[Entries with page source code]
(begin)
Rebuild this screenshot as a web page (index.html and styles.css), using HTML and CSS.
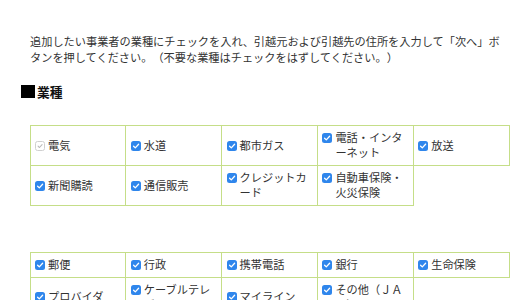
FILE: index.html
```html
<!DOCTYPE html>
<html lang="ja">
<head>
<meta charset="utf-8">
<link rel="stylesheet" href="styles.css">
</head>
<body>
<div class="page">
  <p class="lead">追加したい事業者の業種にチェックを入れ、引越元および引越先の住所を入力して「次へ」ボタンを押してください。（不要な業種はチェックをはずしてください。）</p>
  <h2 class="sec"><span class="sq"></span>業種</h2>
  <table class="grid first">
    <tr>
      <td><div class="item"><span class="cb off"><svg viewBox="0 0 10 10"><path d="M2.6 5.2 4.3 6.9 7.6 3.2"/></svg></span><span class="lbl">電気</span></div></td>
      <td><div class="item"><span class="cb"><svg viewBox="0 0 10 10"><path d="M2.6 5.2 4.3 6.9 7.6 3.2"/></svg></span><span class="lbl">水道</span></div></td>
      <td><div class="item"><span class="cb"><svg viewBox="0 0 10 10"><path d="M2.6 5.2 4.3 6.9 7.6 3.2"/></svg></span><span class="lbl">都市ガス</span></div></td>
      <td><div class="item"><span class="cb"><svg viewBox="0 0 10 10"><path d="M2.6 5.2 4.3 6.9 7.6 3.2"/></svg></span><span class="lbl">電話・インターネット</span></div></td>
      <td><div class="item"><span class="cb"><svg viewBox="0 0 10 10"><path d="M2.6 5.2 4.3 6.9 7.6 3.2"/></svg></span><span class="lbl">放送</span></div></td>
    </tr>
    <tr>
      <td><div class="item"><span class="cb"><svg viewBox="0 0 10 10"><path d="M2.6 5.2 4.3 6.9 7.6 3.2"/></svg></span><span class="lbl">新聞購読</span></div></td>
      <td><div class="item"><span class="cb"><svg viewBox="0 0 10 10"><path d="M2.6 5.2 4.3 6.9 7.6 3.2"/></svg></span><span class="lbl">通信販売</span></div></td>
      <td><div class="item"><span class="cb"><svg viewBox="0 0 10 10"><path d="M2.6 5.2 4.3 6.9 7.6 3.2"/></svg></span><span class="lbl">クレジットカード</span></div></td>
      <td><div class="item"><span class="cb"><svg viewBox="0 0 10 10"><path d="M2.6 5.2 4.3 6.9 7.6 3.2"/></svg></span><span class="lbl">自動車保険・火災保険</span></div></td>
    </tr>
  </table>
  <table class="grid second">
    <tr>
      <td><div class="item"><span class="cb"><svg viewBox="0 0 10 10"><path d="M2.6 5.2 4.3 6.9 7.6 3.2"/></svg></span><span class="lbl">郵便</span></div></td>
      <td><div class="item"><span class="cb"><svg viewBox="0 0 10 10"><path d="M2.6 5.2 4.3 6.9 7.6 3.2"/></svg></span><span class="lbl">行政</span></div></td>
      <td><div class="item"><span class="cb"><svg viewBox="0 0 10 10"><path d="M2.6 5.2 4.3 6.9 7.6 3.2"/></svg></span><span class="lbl">携帯電話</span></div></td>
      <td><div class="item"><span class="cb"><svg viewBox="0 0 10 10"><path d="M2.6 5.2 4.3 6.9 7.6 3.2"/></svg></span><span class="lbl">銀行</span></div></td>
      <td><div class="item"><span class="cb"><svg viewBox="0 0 10 10"><path d="M2.6 5.2 4.3 6.9 7.6 3.2"/></svg></span><span class="lbl">生命保険</span></div></td>
    </tr>
    <tr>
      <td><div class="item"><span class="cb"><svg viewBox="0 0 10 10"><path d="M2.6 5.2 4.3 6.9 7.6 3.2"/></svg></span><span class="lbl">プロバイダ</span></div></td>
      <td><div class="item"><span class="cb"><svg viewBox="0 0 10 10"><path d="M2.6 5.2 4.3 6.9 7.6 3.2"/></svg></span><span class="lbl">ケーブルテレビ</span></div></td>
      <td><div class="item"><span class="cb"><svg viewBox="0 0 10 10"><path d="M2.6 5.2 4.3 6.9 7.6 3.2"/></svg></span><span class="lbl">マイライン</span></div></td>
      <td><div class="item"><span class="cb"><svg viewBox="0 0 10 10"><path d="M2.6 5.2 4.3 6.9 7.6 3.2"/></svg></span><span class="lbl">その他（ＪＡＦ）</span></div></td>
    </tr>
  </table>
</div>
</body>
</html>
```

FILE: styles.css
```css
html, body {
  margin: 0;
  padding: 0;
  background: #ffffff;
}

body {
  font-family: "Noto Sans CJK JP", "Noto Sans", sans-serif;
  font-size: 11.2px;
  line-height: 15.7px;
  color: #333333;
  text-spacing-trim: space-all;
}

.page {
  padding: 34px 0 0 21px;
}

.lead {
  margin: 0 0 0 9px;
  width: 480px;
  line-break: loose;
}

.sec {
  margin: 18.5px 0 0 0;
  display: flex;
  align-items: center;
  font-size: 12.8px;
  line-height: 16px;
  font-weight: bold;
  color: #111111;
}

.sq {
  display: inline-block;
  width: 14px;
  height: 13px;
  background: #000000;
  margin-right: 2px;
}

.grid {
  border-collapse: collapse;
  table-layout: fixed;
  width: 480px;
  margin-left: 8.5px;
}

.grid.first {
  margin-top: 25px;
}

.grid.second {
  margin-top: 46.5px;
}

.grid td {
  width: 20%;
  border: 1px solid #c5de88;
  padding: 3.8px 4.5px;
  vertical-align: middle;
}

.item {
  display: flex;
  align-items: flex-start;
  gap: 3px;
}

.lbl {
  line-break: loose;
  min-width: 0;
}

.cb {
  flex: none;
  width: 10px;
  height: 10px;
  margin-top: 3px;
  border-radius: 2.5px;
  background: #2f86ec;
  display: block;
  box-sizing: border-box;
}

.cb svg {
  display: block;
  width: 10px;
  height: 10px;
  fill: none;
  stroke: #ffffff;
  stroke-width: 1.3;
  stroke-linecap: round;
  stroke-linejoin: round;
}

.cb.off {
  background: #ffffff;
  border: 1px solid #d0d0d0;
}

.cb.off svg {
  width: 8px;
  height: 8px;
  stroke: #b8b8b8;
}
```
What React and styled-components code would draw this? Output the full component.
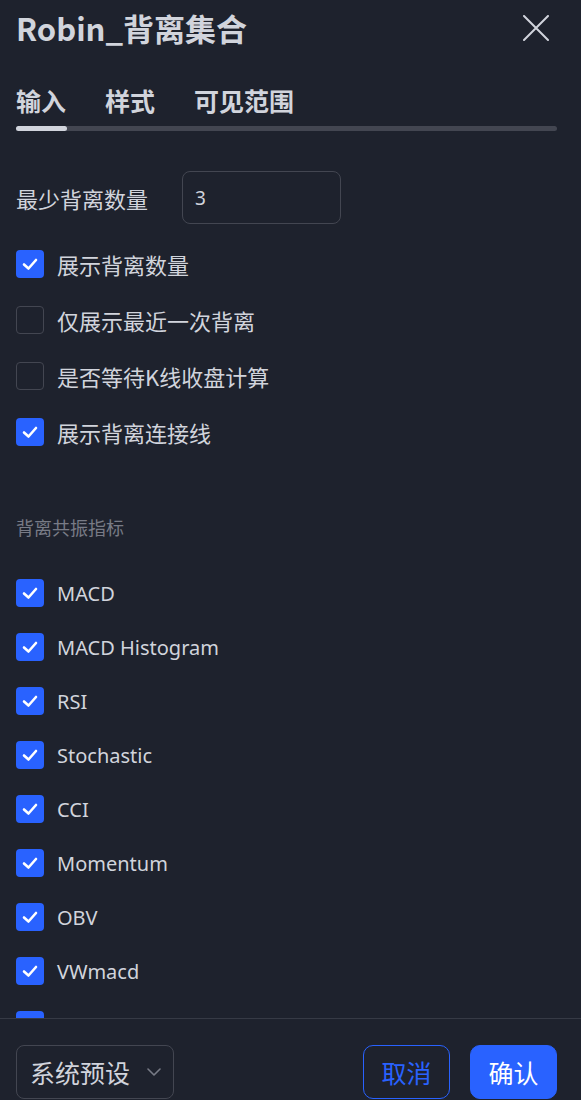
import React from 'react'
import styled, { createGlobalStyle } from 'styled-components'

const GlobalStyle = createGlobalStyle`
	html, body {
		margin: 0;
		padding: 0;
		background: #1e222d;
	}
	body {
		font-family: "Noto Sans CJK SC", "Noto Sans", sans-serif;
		color: #d1d4dc;
	}
`

const options = [
	{ label: '展示背离数量', checked: true },
	{ label: '仅展示最近一次背离', checked: false },
	{ label: '是否等待K线收盘计算', checked: false },
	{ label: '展示背离连接线', checked: true },
]

const indicators = ['MACD', 'MACD Histogram', 'RSI', 'Stochastic', 'CCI', 'Momentum', 'OBV', 'VWmacd', 'CMF']

const CheckBox = ({ checked }) => (
	<Box checked={checked}>
		{checked && (
			<svg width="28" height="28" viewBox="0 0 28 28">
				<polyline points="8,14.5 12.5,18.5 20,10" fill="none" stroke="#fff" strokeWidth="2.6" strokeLinecap="round" strokeLinejoin="round" />
			</svg>
		)}
	</Box>
)

const App = () => (
	<React.Fragment>
		<GlobalStyle />
		<Dialog>
			{ /* header: title + tabs */ }
			<TitleRow>
				<Title>Robin_背离集合</Title>
				<CloseButton>
					<svg width="26" height="26" viewBox="0 0 26 26">
						<path d="M1 1 L25 25 M25 1 L1 25" stroke="#d1d4dc" strokeWidth="2" strokeLinecap="round" />
					</svg>
				</CloseButton>
			</TitleRow>
			<TabList>
				<Tab>输入</Tab>
				<Tab>样式</Tab>
				<Tab>可见范围</Tab>
			</TabList>
			<Track>
				<Indicator />
			</Track>

			{ /* scrollable content */ }
			<Body>
				<FieldRow>
					<FieldLabel>最少背离数量</FieldLabel>
					<NumberInput>3</NumberInput>
				</FieldRow>
				<Options>
					{options.map(o => (
						<CheckRow key={o.label} height={56}>
							<CheckBox checked={o.checked} />
							<CheckLabel>{o.label}</CheckLabel>
						</CheckRow>
					))}
				</Options>
				<SectionTitle>背离共振指标</SectionTitle>
				<Indicators>
					{indicators.map(name => (
						<CheckRow key={name} height={54}>
							<CheckBox checked />
							<CheckLabel latin>{name}</CheckLabel>
						</CheckRow>
					))}
				</Indicators>
			</Body>

			{ /* footer */ }
			<Footer>
				<Preset>
					系统预设
					<svg width="14" height="8" viewBox="0 0 14 8">
						<polyline points="1,1 7,7 13,1" fill="none" stroke="#787b86" strokeWidth="1.6" strokeLinecap="round" strokeLinejoin="round" />
					</svg>
				</Preset>
				<Actions>
					<Button>取消</Button>
					<Button primary>确认</Button>
				</Actions>
			</Footer>
		</Dialog>
	</React.Fragment>
)

const Dialog = styled.div`
	width: 581px;
	height: 1100px;
	display: flex;
	flex-direction: column;
	background: #1e222d;
	overflow: hidden;
`

const TitleRow = styled.div`
	height: 56px;
	padding: 0 32px 0 16px;
	display: flex;
	align-items: center;
	justify-content: space-between;
	flex-shrink: 0;
`

const Title = styled.div`
	font-size: 31px;
	font-weight: 700;
	color: #d1d4dc;
	line-height: 40px;
`

const CloseButton = styled.div`
	width: 26px;
	height: 26px;
	display: flex;
`

const TabList = styled.div`
	display: flex;
	gap: 39px;
	padding: 26px 16px 0;
	flex-shrink: 0;
`

const Tab = styled.div`
	font-size: 25px;
	font-weight: 700;
	line-height: 36px;
	color: #d1d4dc;
`

const Track = styled.div`
	margin: 8px 24px 0 16px;
	height: 5px;
	border-radius: 3px;
	background: #434651;
	flex-shrink: 0;
`

const Indicator = styled.div`
	width: 51px;
	height: 5px;
	border-radius: 3px;
	background: #d1d4dc;
`

const Body = styled.div`
	flex: 1;
	overflow: hidden;
	padding: 40px 16px 0;
`

const FieldRow = styled.div`
	display: flex;
	align-items: center;
	gap: 34px;
	height: 53px;
`

const FieldLabel = styled.div`
	font-size: 22px;
	color: #d1d4dc;
`

const NumberInput = styled.div`
	box-sizing: border-box;
	width: 159px;
	height: 53px;
	border: 1px solid #434651;
	border-radius: 8px;
	padding: 0 12px;
	display: flex;
	align-items: center;
	font-family: "Noto Sans", sans-serif;
	font-size: 19px;
	color: #d1d4dc;
`

const Options = styled.div`
	margin-top: 12px;
`

const CheckRow = styled.div`
	display: flex;
	align-items: center;
	gap: 13px;
	height: ${p => p.height}px;
`

const Box = styled.div`
	box-sizing: border-box;
	width: 28px;
	height: 28px;
	border-radius: 4px;
	flex-shrink: 0;
	background: ${p => p.checked ? '#2962ff' : 'transparent'};
	border: ${p => p.checked ? 'none' : '1px solid #434651'};
	display: flex;
`

const CheckLabel = styled.div`
	font-family: ${p => p.latin ? '"Noto Sans", sans-serif' : '"Noto Sans CJK SC", "Noto Sans", sans-serif'};
	font-size: ${p => p.latin ? 20 : 22}px;
	color: #d1d4dc;
`

const SectionTitle = styled.div`
	margin-top: 55px;
	font-size: 18px;
	line-height: 24px;
	color: #787b86;
`

const Indicators = styled.div`
	margin-top: 27px;
`

const Footer = styled.div`
	height: 82px;
	flex-shrink: 0;
	box-sizing: border-box;
	border-top: 1px solid #363a45;
	padding: 26px 24px 0 16px;
	display: flex;
	justify-content: space-between;
	align-items: flex-start;
`

const Preset = styled.div`
	box-sizing: border-box;
	width: 158px;
	height: 54px;
	border: 1px solid #434651;
	border-radius: 8px;
	padding: 0 12px 0 13px;
	display: flex;
	align-items: center;
	justify-content: space-between;
	font-size: 25px;
	color: #d1d4dc;
`

const Actions = styled.div`
	display: flex;
	gap: 20px;
`

const Button = styled.div`
	box-sizing: border-box;
	width: 87px;
	height: 54px;
	border-radius: 10px;
	display: flex;
	align-items: center;
	justify-content: center;
	font-size: 25px;
	background: ${p => p.primary ? '#2962ff' : 'transparent'};
	border: 1px solid #2962ff;
	color: ${p => p.primary ? '#ffffff' : '#2962ff'};
`

export default App
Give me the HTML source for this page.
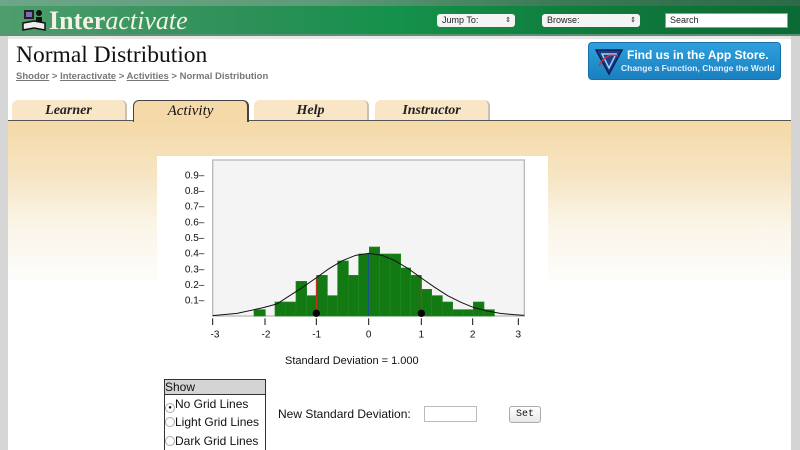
(end)
## DO THIS
Return all lines of the material above in which the word "index" occurs.

## TASK RESULT
Rebuild this screenshot as a web page (index.html and styles.css), using HTML and CSS.
FILE: index.html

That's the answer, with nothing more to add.